No matter who I am, it’ll always remain imprinted on my brain. The first time I saw him at ReRunz. His smile curled at the corners. His confidence, unearned, but there nonetheless. I fell for him in that moment, before I knew he was a Changer, before I knew I was whatever I was. It was pure instinct, unfiltered, and that attraction deepened to love, and with love, respect; and before I knew it, Chase was my one true friend, the one who knew all the ugly about me and chose to love me anyway.
The end will also always remain imprinted. That same wry smile, maybe a little more world-weary, and on a different face, sure, but somehow essentially the same. And the “Fancy meeting you here!” slurred through bloodied, swollen lips, his head in my lap as his heart sludged up, slowing to a stop. I put my ear to his chest, hearing only three weak beats, sounding so far away. And then. He wasn’t there.
I think I called his name.
I must have called his name.
Seconds later there was loud banging in the hallway, a vague smell of electrical smoke. I can’t recall anything after that. Nor can Elyse. We’ve tried piecing it together, but neither of us can recollect much after Chase was thrown into the basement with us, bound and hooded. I try to concentrate. I meditate so hard, scanning the corners of my mind like some old, decommissioned hard drive. But all I can ever come up with is the door opening, the light searing into our pupils, noises, shouting, acrid, burning fog . . . and then waking up in a hospital gown at Changers Central, my alarmed parents pacing bedside, Turner the Lives Coach bending close to my eyes, the wooden prayer beads around his neck plunking on my chest like dropped marbles.
“Chase?”
Mom said it was the first word out of my mouth.

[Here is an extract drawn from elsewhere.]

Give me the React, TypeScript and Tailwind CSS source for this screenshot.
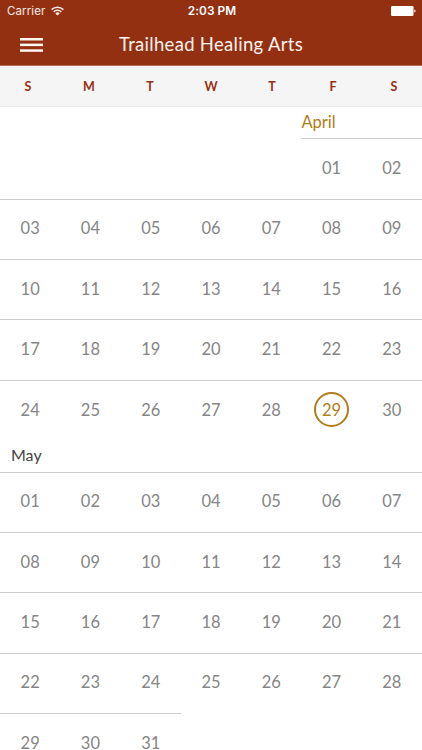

“He’s awake!” she screeched, and immediately started weeping, draping herself over me like an emergency blanket as Dad jumped off a cot in the corner and raced around the other side of the bed.
“Thank God,” Dad whispered into my neck. I think he was crying.
“I thought you didn’t believe in God,” I mumbled. I recall sounding so groggy to myself, my voice deeper than I remembered it sounding in my head before the Tribulations.
“Well, now I might need to reconsider,” he said, laugh-crying. “Smart-ass.”
“We were so worried,” Mom managed through her tears.
“I’m sorry,” I said. My head was so sore. It was then I noticed the searing sensation where the IV stuck out of my arm.
“Shhh, don’t even say that,” Mom said.
“You guys aren’t angry?”
“Angry? Why would we be angry?”
But before I could formulate an answer, I nodded off again, too exhausted to press them about Chase, or Alex, or Elyse, or Snoopy’s well-being, or where the hell I was. Nothing. Because immediately after I learned that Mom and Dad weren’t upset with me, I was out cold again, for God knows how long.